Given the various service dates César had written on the end of the Vibroverb chassis, we know this amp was being used between February 20, 1989 and March 18, 1990, placing it in the studio during the final In Step sessions. The irony lurking within Stevie’s Vibroverb is that for the average club player, this amp would be virtually useless. It’s too loud, completely unforgiving in the style of a powerful Showman, and totally void of subtlety or nuanced finesse.
The EV speaker is a fucking sledgehammer in this amp, and the entire package was perfectly suited for Stevie’s heavy-handed style and the large venues he played. With maximum headroom and zero sag, the Vibroverb could not only withstand Stevie’s blistering attack, but the additional gain created with the Fuzz Face, a Tube Screamer or the Octavia. Stevie’s rig was a customized house on fire, operating at extreme limits where the difference between spellbinding tone and an ugly meltdown was paper thin. According to César, he was often required to change hot Fuzz Faces for cold ones kept in a refrigerator backstage, while throwing amps on standby between songs to change power tubes with oven mitts. The Vibroverb was modified to function as a hot-rodded tool for a hell hot guitar player, but you wouldn’t want to play it at a typical bar gig any more than you’d drive a methanol dragster to a funeral. Wrong tool for the job.
César Diaz could be immensely generous with his time, but he could also be ruthlessly short with the endless stream of Stevie Ray Wannabes asking him how to cop “Stevie’s tone.” As both a guitar player, amp builder and tech, he knew instinctively that the power of Stevie’s playing came from the man far more than the gear. César’s job was to build and maintain the tools Stevie needed to perform every night and sound his best. Buying the ‘right’ Tube Screamer, Stratocaster, Vibroverb, etc. wasn’t gonna get you there. In fact, one of César’s favorite responses to the Stevie questions was, “Well, if you were going to be as great as Stevie, you would have done it by now.” Conversation over.
Our handson experience with the Vibroverb once again exposed the not-sosubtle promises lurking within the amps marketing messages that are often used to sell you gear. Without exception, they are bogus to the core.

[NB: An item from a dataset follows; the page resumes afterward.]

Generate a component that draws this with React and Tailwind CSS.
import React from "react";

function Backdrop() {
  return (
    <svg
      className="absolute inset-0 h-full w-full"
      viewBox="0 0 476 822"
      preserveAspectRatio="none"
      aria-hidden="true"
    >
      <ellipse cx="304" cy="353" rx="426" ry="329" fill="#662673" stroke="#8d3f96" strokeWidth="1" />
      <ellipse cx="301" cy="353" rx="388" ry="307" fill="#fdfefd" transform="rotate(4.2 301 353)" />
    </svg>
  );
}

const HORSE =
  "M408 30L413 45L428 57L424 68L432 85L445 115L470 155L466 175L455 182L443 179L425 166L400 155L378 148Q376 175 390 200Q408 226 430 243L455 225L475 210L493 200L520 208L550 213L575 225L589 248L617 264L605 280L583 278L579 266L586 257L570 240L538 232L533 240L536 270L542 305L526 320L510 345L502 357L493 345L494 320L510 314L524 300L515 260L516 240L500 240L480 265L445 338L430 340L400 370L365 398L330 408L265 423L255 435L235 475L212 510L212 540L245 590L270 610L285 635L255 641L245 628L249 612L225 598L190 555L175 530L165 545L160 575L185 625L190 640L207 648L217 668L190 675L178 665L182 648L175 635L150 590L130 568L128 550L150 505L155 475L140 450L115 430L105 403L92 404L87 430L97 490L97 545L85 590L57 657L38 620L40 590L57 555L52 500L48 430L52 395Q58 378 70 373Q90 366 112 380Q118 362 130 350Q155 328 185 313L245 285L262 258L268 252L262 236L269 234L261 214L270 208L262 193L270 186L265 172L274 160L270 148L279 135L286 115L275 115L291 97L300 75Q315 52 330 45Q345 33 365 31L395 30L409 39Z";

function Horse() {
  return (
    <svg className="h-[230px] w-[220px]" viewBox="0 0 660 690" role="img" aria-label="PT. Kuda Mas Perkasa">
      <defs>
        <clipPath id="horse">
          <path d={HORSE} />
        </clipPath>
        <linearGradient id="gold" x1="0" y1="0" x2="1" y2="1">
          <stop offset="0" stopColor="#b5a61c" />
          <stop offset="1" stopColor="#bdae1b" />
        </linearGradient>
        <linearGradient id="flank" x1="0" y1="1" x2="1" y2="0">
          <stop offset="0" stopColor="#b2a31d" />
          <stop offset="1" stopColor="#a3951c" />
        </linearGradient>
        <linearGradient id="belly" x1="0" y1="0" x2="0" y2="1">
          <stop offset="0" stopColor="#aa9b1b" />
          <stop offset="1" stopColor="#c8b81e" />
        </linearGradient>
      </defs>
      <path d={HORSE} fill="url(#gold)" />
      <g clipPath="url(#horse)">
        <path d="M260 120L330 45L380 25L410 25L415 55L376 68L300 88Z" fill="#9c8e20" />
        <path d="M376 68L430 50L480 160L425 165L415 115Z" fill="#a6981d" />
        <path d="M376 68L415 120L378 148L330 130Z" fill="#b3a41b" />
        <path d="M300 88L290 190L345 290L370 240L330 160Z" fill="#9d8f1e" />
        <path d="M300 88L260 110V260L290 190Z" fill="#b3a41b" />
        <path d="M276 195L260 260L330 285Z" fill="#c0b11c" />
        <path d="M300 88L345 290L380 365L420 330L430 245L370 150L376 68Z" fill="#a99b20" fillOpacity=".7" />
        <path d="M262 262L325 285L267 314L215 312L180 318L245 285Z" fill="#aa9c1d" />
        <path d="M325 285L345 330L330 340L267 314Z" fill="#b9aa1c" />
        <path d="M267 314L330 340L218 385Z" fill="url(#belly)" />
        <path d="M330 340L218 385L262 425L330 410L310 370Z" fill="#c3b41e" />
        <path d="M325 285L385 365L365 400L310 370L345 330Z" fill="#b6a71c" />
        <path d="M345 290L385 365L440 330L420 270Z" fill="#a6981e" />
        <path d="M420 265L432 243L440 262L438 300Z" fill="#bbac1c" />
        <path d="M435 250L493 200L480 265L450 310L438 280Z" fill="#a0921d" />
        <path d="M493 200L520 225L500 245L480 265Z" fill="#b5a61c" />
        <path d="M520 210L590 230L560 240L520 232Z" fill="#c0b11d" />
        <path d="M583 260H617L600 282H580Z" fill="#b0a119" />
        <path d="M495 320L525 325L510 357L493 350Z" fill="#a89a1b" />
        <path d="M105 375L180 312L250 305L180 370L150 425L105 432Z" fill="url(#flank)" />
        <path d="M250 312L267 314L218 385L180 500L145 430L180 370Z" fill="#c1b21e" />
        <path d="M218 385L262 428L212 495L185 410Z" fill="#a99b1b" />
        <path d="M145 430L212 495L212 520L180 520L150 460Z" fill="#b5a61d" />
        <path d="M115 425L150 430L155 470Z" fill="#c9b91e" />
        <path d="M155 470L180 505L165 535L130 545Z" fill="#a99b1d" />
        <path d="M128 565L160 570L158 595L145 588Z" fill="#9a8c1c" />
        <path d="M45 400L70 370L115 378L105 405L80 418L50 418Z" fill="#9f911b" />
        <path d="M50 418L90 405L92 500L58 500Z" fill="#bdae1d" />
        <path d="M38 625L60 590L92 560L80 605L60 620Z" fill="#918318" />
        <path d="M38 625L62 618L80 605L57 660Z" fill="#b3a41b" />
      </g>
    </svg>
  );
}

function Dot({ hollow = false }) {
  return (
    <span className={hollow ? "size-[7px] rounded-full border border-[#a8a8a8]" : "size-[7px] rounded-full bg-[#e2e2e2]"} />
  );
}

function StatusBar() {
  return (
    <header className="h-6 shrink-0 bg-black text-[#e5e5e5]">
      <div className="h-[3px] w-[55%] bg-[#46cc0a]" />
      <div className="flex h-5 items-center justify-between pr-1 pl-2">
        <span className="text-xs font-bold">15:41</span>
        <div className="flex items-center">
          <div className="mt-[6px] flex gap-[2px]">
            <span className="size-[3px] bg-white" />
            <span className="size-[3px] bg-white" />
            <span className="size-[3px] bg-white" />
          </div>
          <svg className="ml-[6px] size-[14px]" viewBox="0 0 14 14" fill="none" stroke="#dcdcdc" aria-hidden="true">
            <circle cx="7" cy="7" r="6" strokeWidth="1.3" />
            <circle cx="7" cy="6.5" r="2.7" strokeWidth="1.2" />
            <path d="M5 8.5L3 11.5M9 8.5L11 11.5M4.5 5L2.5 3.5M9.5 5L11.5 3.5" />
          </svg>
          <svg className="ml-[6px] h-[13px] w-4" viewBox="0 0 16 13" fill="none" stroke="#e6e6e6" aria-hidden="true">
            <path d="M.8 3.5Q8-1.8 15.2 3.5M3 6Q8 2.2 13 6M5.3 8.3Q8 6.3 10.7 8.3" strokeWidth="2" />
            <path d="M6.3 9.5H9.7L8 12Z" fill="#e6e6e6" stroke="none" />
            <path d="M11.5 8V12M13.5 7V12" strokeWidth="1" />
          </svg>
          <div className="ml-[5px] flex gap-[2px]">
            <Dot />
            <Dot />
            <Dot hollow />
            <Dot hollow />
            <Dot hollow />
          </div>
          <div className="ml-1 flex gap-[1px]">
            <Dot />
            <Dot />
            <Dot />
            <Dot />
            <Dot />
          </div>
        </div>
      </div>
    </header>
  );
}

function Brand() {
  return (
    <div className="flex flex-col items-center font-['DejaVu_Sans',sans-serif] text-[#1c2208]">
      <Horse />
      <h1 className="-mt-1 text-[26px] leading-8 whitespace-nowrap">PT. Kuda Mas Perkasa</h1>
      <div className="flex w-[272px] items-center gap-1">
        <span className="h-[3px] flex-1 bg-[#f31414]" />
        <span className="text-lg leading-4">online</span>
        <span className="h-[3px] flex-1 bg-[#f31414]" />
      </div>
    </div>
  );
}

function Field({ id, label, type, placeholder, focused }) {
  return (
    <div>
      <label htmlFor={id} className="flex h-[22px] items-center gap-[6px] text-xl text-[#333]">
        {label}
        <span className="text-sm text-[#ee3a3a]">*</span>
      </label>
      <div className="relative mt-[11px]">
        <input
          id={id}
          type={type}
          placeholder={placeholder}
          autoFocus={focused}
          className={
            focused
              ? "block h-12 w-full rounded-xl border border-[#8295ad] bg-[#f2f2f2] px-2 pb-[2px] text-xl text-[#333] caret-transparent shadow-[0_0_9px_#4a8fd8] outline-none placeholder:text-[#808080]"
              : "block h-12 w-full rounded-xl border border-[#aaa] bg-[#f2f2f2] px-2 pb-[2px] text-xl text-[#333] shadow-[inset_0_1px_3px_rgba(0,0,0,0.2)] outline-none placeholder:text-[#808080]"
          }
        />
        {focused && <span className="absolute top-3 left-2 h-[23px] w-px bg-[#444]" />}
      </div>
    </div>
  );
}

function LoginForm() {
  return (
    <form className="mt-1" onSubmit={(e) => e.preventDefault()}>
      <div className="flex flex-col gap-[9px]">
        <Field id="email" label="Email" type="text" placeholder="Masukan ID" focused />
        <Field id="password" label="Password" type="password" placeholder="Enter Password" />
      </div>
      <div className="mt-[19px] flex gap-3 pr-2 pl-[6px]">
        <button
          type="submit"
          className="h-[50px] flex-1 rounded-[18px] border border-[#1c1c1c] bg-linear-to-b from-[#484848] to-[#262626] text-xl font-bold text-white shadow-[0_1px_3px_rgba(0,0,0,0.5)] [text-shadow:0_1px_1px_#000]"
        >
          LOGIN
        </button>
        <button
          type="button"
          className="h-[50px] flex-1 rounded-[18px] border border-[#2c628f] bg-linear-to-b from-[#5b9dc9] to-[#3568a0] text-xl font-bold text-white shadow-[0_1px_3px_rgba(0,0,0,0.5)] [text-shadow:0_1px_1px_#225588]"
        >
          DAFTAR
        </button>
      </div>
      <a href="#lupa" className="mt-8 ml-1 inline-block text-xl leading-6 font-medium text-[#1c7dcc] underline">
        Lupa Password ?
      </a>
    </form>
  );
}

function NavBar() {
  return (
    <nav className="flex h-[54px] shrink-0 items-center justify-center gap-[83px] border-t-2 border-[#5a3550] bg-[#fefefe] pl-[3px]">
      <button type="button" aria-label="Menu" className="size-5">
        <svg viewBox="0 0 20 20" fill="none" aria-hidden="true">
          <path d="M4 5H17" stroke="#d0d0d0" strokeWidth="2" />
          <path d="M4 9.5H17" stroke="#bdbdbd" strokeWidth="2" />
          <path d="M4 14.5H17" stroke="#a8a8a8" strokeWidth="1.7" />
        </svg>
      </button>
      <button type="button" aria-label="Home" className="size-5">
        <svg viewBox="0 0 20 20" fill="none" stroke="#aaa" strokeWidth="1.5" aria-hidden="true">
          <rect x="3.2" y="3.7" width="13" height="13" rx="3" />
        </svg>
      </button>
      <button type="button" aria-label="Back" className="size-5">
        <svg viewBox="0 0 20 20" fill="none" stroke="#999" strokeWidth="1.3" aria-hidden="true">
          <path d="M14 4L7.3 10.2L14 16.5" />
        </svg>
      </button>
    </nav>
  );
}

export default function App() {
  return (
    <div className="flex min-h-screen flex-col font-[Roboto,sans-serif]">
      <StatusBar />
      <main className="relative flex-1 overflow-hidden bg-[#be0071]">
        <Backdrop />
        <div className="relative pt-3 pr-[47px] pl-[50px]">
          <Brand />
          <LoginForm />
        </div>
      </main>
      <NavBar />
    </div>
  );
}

Gladly feed your fantasies – we all have them – but don’t swallow anyone’s implied claim that if you buy what they’re selling, you too can sound like someone other than you. We played Stevie’s amp, and nobody in the room sounded remotely like him. The Quest for Tone is all about finding your tone – one (or many) that can help you connect with the muse within. That singular idea is all these pages have ever been about, or ever will.
THE REAL STORY
Of course, you’re wondering what has happened to the purloined stash rescued from Meth Boy… None of us were inclined to swallow the story about Benny Rowe having been given Stevie’s gear, although Benny Rowe does exist, or did. We found a link to a web site celebrating the early years of ‘60s psychedelic Austin rock in which Rowe was apparently a founding member, but we never located Rowe himself. After drilling a few dry holes, Mr. Valco was finally able to contact Jimmie Vaughan, and he learned through an Austin police detective that Meth Boy and an accomplice had allegedly broken into the storage facility where Jimmie kept gear belonging to both he and Stevie – not once, but twice. “Broken into’ may also be inaccurate, as a security guard at the storage facility is suspected of being involved.

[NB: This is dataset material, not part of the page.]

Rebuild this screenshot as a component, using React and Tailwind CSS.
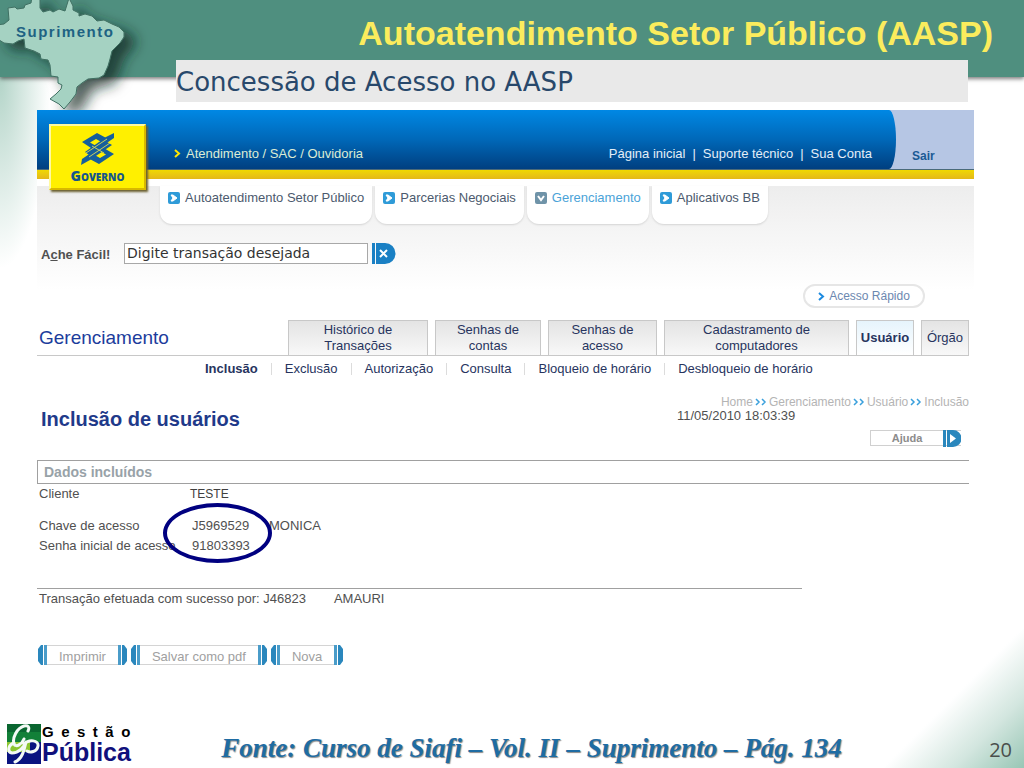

And this wasn’t the first time Stevie’s gear had been ripped off… René Martinez recalled an instance when someone aware of the location of Stevie’s storage space posed as a crew member and drove off with the contents, while Tommy Shannon told us that a truck full of gear was once stolen. In addition to the booty sold to Mr. Valco, miscellaneous guitars, memorabilia and other pieces are reportedly missing, some of which had been offered to a Dallas auction company before the police apprehended Meth Boy and his pal on theft and related charges. As of this writing, the guitars have not been recovered, nor have they been described in detail publically in an effort to recover them. As for the return of the gear bought by Mr. Valco, the ball is now in Jimmie Vaughan’s court to arrange shipment back to Austin from Indiana. No offer of compensation has been made or requested.
Finally, we must mention the notebook – one of the “personal items” found with Stevie’s amp and pedals. On the surface it appears to be an ordinary spiral-bound tablet, but inside were pages filled with striking evidence of Stevie Ray Vaughan’s dramatic recovery from addiction. A diary of sorts, the notebook was filled with handwritten song lyrics, notes from crew and management meetings, detailed action plans for streamlining the SRV organization, diagrams of stage setups, lists of equipment to be acquired or repaired, and a very personal outline of Stevie’s commitment to maintaining his physical and mental health. He had also sketched out plans for “2-coil pickup placement with stereo application possibilities” involving the pros and cons of “single or double pole (separate for each string) pickups connected in series, and a “continuous string cartridge for SRV guitar” that would hold replacement strings coiled on six spring-loaded wheels inside a cylindrical cartridge. It was unclear how this would be mounted, but the idea was to have immediate access to replacement strings that could be quickly pulled through the trem block and guitar body and restrung in seconds.
The lyrics found in the notebook reflected Stevie’s profound appreciation for each day granted to him as he now lived his life in a state of grace and serenity. One song in particular, “Count Your Blessings” is clear enough in its intention. While some may view Stevie Ray Vaughan’s life as having been cut short, it is bitterly ironic that his spiritual rebirth occurred just in time for his passing. As César Diaz wryly observed, “Stevie was sanctified.” God bless them both.